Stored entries

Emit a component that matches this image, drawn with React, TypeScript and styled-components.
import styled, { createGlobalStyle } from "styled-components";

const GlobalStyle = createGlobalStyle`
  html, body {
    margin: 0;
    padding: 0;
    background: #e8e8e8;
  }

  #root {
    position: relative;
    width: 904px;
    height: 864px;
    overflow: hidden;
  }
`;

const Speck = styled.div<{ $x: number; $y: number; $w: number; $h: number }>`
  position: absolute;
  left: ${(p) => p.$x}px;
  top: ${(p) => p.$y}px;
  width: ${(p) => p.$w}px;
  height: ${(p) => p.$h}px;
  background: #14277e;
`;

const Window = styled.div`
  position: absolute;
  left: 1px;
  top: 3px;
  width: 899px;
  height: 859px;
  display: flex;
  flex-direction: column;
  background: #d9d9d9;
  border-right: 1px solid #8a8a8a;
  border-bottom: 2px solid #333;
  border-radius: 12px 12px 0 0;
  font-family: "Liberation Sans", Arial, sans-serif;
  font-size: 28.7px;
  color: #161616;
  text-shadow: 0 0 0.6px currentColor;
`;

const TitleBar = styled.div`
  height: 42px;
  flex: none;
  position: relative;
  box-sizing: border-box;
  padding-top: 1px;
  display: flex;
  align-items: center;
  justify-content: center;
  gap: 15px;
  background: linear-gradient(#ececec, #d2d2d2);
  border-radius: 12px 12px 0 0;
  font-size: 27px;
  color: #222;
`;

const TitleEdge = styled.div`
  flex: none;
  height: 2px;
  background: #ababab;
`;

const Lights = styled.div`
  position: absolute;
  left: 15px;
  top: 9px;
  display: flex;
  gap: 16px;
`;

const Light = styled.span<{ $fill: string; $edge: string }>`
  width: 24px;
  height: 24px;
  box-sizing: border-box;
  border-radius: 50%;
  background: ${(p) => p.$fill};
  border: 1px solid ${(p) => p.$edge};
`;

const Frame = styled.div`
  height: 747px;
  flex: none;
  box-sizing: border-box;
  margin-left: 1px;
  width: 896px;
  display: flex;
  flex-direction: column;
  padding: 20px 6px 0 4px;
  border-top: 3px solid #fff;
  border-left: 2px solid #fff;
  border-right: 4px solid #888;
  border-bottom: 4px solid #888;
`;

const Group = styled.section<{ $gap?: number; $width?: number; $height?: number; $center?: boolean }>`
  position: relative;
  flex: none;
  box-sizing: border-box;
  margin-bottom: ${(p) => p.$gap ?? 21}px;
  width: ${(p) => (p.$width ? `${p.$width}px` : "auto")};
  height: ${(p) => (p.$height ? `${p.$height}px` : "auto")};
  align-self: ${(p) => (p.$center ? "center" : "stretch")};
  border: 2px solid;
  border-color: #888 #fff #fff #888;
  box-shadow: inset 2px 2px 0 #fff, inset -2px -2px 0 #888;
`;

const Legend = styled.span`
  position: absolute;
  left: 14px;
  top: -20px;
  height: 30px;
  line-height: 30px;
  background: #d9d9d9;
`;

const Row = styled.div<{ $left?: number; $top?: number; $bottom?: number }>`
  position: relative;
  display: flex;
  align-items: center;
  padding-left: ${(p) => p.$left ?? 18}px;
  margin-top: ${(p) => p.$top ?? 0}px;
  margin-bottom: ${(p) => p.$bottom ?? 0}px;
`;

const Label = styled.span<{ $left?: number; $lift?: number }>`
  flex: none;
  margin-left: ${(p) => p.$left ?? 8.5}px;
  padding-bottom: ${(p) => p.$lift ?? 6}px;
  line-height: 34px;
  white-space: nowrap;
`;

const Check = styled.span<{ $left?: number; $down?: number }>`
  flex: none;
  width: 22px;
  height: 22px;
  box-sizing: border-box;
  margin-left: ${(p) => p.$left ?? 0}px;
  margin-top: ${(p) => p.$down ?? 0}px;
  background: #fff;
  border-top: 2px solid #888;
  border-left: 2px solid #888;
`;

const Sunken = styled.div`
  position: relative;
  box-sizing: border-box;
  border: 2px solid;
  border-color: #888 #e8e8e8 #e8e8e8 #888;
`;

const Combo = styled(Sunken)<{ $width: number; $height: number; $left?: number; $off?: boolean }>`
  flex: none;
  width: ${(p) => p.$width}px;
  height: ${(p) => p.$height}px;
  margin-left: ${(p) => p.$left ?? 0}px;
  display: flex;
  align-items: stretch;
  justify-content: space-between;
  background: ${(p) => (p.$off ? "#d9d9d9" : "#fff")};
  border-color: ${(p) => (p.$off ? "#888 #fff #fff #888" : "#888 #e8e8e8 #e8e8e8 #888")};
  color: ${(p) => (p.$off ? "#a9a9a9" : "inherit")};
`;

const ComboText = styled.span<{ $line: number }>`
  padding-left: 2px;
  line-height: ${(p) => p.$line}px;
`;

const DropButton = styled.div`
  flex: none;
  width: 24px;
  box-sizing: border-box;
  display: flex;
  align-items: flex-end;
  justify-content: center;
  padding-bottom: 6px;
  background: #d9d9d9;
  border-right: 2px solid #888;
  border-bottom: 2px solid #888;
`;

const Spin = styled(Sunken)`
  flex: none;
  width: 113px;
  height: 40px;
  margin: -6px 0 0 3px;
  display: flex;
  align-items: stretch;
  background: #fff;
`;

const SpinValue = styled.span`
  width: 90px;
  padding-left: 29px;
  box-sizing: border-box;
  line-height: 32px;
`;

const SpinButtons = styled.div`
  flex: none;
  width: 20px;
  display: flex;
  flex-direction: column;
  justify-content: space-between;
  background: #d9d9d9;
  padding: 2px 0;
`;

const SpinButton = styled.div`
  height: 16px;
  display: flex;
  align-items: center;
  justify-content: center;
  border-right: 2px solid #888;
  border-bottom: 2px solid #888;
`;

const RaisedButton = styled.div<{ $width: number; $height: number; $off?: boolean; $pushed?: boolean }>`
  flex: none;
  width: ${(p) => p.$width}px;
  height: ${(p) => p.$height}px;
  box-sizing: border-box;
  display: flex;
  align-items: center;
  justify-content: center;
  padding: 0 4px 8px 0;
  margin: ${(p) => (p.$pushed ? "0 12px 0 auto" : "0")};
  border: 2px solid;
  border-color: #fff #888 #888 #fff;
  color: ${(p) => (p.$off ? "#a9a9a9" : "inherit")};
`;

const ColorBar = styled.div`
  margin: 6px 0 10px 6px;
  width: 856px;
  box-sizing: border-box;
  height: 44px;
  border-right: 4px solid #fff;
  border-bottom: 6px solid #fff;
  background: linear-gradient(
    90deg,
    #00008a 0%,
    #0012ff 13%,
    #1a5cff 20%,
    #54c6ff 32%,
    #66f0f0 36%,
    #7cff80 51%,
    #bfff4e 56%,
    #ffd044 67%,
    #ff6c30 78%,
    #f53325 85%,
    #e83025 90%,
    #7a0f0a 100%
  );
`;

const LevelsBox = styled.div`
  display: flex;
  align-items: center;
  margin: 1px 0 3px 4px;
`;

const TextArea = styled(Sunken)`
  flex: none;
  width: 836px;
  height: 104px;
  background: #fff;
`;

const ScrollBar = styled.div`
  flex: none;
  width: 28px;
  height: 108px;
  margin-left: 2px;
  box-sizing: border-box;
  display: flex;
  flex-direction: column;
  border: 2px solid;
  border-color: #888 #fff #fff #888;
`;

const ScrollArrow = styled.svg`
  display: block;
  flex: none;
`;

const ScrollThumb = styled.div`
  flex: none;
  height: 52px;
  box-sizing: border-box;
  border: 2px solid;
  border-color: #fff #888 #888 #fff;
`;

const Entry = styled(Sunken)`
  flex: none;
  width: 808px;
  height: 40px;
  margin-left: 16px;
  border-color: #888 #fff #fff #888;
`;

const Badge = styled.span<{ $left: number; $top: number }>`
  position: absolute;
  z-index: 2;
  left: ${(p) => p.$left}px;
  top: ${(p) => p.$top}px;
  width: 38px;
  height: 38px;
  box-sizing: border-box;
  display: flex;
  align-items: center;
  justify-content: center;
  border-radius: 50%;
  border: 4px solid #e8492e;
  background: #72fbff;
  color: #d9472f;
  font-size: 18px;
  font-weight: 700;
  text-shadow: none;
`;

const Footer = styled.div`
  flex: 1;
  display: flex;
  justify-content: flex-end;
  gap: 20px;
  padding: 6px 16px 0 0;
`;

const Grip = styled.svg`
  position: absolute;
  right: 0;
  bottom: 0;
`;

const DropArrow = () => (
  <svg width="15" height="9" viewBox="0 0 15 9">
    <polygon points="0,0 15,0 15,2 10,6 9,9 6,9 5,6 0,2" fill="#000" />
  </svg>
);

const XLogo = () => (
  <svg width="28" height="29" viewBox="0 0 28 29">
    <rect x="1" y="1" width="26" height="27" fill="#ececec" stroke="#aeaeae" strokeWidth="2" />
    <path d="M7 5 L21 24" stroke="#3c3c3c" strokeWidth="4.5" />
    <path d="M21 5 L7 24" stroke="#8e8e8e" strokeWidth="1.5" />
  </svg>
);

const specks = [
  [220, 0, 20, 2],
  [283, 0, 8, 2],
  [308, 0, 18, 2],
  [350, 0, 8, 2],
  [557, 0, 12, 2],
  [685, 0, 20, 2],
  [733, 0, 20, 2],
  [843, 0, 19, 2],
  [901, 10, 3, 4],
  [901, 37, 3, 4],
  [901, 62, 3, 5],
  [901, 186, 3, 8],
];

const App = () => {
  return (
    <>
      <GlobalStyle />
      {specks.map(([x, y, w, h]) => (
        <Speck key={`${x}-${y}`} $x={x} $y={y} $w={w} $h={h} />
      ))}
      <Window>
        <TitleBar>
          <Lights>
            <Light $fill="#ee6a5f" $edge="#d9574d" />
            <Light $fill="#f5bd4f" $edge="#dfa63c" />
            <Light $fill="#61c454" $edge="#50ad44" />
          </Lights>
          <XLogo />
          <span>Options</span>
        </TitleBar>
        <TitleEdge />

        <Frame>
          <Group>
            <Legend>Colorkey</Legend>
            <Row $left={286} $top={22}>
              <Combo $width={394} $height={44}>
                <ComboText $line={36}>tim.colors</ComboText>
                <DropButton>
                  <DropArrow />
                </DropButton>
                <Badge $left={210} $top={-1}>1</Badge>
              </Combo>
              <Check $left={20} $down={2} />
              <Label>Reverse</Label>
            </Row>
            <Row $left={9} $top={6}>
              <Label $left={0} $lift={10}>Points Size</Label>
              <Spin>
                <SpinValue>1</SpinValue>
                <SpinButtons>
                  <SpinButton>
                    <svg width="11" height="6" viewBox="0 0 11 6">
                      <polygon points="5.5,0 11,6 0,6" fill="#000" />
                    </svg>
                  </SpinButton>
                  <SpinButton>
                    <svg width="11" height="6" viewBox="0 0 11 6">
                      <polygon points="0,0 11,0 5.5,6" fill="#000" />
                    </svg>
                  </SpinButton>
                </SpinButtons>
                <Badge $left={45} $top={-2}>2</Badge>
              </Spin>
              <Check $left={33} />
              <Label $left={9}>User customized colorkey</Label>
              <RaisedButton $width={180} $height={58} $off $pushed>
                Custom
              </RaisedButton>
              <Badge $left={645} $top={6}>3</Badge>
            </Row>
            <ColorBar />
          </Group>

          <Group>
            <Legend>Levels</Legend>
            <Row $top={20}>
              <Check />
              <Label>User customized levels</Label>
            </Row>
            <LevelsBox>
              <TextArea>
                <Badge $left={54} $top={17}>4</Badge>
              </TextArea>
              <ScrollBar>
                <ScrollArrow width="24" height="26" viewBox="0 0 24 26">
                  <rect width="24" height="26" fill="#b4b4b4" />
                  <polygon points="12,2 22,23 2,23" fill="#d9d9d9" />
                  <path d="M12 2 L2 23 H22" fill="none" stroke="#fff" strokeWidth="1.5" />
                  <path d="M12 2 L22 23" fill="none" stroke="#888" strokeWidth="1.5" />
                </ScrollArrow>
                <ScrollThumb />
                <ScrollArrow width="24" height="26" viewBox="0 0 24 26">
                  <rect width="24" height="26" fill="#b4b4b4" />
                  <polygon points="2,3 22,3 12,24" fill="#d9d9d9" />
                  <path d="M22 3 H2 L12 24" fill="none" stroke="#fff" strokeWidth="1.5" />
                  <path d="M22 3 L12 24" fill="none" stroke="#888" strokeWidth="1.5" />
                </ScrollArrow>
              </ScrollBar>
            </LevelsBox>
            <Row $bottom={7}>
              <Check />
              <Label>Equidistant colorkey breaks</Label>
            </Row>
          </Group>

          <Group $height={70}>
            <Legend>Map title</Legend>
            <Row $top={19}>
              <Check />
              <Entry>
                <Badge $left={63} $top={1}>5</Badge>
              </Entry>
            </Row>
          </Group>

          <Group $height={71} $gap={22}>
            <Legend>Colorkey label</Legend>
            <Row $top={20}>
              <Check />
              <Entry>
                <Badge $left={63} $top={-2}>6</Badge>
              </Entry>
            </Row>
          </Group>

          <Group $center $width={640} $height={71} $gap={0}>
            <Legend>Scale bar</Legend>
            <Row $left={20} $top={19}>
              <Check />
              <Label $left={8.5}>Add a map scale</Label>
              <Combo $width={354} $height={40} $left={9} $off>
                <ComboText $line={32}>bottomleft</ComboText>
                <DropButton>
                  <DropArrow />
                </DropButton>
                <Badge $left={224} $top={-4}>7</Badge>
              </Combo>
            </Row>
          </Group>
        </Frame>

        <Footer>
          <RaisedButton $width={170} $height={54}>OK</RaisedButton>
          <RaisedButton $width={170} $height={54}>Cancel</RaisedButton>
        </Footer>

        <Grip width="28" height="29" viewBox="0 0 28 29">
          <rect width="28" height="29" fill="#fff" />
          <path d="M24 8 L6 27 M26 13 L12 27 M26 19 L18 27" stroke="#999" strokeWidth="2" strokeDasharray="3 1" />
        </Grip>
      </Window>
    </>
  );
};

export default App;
* * *
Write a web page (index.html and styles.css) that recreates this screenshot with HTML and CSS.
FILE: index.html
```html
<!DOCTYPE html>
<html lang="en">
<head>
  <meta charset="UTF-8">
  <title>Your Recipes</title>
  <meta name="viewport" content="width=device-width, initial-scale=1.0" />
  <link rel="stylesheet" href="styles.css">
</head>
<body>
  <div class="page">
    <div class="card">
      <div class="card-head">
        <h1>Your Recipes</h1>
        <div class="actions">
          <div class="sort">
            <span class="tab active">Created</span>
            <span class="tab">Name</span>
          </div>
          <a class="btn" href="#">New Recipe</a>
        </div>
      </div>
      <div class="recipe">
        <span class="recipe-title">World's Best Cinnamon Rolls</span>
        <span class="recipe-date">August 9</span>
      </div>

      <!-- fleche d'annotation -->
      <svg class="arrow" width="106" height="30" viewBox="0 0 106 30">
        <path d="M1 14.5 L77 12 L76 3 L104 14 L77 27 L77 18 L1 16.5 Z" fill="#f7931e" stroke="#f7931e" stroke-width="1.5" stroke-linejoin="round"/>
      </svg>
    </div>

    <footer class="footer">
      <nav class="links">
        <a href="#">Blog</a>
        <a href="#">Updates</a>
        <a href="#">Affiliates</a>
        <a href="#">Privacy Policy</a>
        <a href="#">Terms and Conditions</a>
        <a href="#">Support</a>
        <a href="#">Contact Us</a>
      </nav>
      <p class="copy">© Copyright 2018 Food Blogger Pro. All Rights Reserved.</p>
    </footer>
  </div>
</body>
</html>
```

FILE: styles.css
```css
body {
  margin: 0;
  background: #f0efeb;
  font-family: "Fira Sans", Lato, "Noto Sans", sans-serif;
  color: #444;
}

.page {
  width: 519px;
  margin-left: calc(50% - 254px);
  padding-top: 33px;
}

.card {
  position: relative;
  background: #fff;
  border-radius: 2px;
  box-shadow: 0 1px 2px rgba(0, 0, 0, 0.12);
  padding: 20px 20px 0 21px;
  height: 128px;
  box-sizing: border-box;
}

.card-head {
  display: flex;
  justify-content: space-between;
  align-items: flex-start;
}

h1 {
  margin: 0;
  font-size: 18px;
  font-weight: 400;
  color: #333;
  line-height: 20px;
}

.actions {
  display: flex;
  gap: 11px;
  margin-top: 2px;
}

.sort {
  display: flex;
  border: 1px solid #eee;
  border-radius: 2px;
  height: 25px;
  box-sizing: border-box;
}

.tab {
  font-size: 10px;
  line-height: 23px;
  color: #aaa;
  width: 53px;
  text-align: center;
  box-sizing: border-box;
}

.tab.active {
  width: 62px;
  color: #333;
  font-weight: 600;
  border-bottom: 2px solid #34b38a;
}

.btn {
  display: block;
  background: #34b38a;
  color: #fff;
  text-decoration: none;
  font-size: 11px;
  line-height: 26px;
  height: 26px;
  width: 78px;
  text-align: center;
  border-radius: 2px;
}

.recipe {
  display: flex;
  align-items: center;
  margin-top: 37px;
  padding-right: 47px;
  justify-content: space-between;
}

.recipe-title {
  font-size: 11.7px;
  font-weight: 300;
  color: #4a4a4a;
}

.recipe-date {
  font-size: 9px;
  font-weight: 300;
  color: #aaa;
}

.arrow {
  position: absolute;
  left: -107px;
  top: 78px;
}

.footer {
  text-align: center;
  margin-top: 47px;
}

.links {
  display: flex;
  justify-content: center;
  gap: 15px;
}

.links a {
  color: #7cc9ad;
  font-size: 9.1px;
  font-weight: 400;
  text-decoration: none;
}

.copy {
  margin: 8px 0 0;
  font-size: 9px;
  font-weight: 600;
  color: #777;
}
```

> **Exercise description**: Identify the lines of the entries containing the string "with". Copy each such line.

> **Right answer**:
Emit a component that matches this image, drawn with React, TypeScript and styled-components.
Write a web page (index.html and styles.css) that recreates this screenshot with HTML and CSS.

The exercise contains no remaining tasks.